Но с порядком обстояло неважно и в предыдущие времена. Его отсутствие вынуждало людей торить обходные тропки, ловчить, «качать права». Но при всем том Федор Кузькин никогда не опускается ниже уровня, обязательного для себя. Это не так-то просто, когда царит беззаконие и, что ни шаг, торжествует бюрократизм.
Можаев не первым вникал в обстоятельства, вызванные всевластием чиновничества, всесилием казенщины. О том писал любимый его Салтыков- Щедрин, писали Зощенко, Ильф и Петров, фельетонисты 20 – 30-х годов.
Однако Можаеву недостаточно было обнажить корни и корпоративные связи советского чиновничества. Он тверд: нельзя уступать злу, пускай даже на него работает государственная машина. Он – на стороне «маленького человека», зубного техника Павла Семеновича Полубояринова, который вступает в неравный поединок за «полтора квадратных метра».

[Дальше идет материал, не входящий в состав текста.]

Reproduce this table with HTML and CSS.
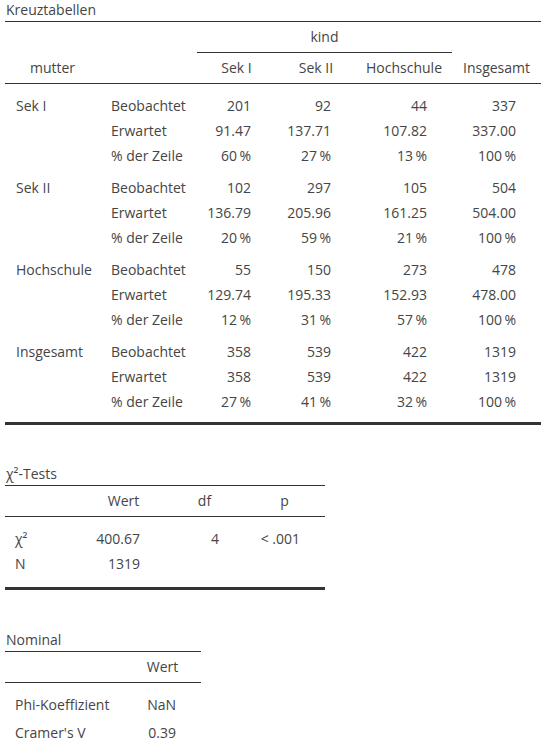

Так, «Полтора квадратных метра», называется его повесть, воздающая должное упорству Полубояринова, который если не понимает, то чувствует, что бьется не за клочок жилплощади, но за правду, справедливость. Пусть даже выглядит комично.
Как и в большинстве очерков, как и в «Кузькине», писатель признается в личной причастности к истории наивного правдолюбца Павла Семеновича; не только в писательском интересе к единоборству, но и в человеческом сочувствии своему герою. Он не декларировал приверженность к «простому люду», но доказывал ее строем и тональностью повествования, доподлинным знанием мимолетных подробностей.
Повесть «Полтора квадратных метра» двенадцать лет ждала своего часа в редакции «Дружбы народов». Подверглась цензурной правке, была увенчана вынужденным послесловием («нашлепкой от автора», – позже заметил Можаев). Вызвала высочайший гнев Ю. Андропова.
Признавая правомерность локального протеста Полубояринова, не выходящего за рамки закона, в романе «Мужики и бабы» Можаев признает и объективную правоту крестьянского волнения, спровоцированного бесчеловечностью раскулачивания.
В том был глубинный демократизм, истинное народолюбие писателя, уважающего и «частную жизнь» человека, и отдающее стихией возмущение «толпы».
Настороженно всматриваясь в череду времен, вспоминая детство и юность, он постоянно оглядывался на русскую историю давних лет.
Его приход в «Новый мир» в 60-е годы закономерен.
- См.: Борис Можаев, Живой. Повесть и рассказы, М., 1977, с. 8.[↩]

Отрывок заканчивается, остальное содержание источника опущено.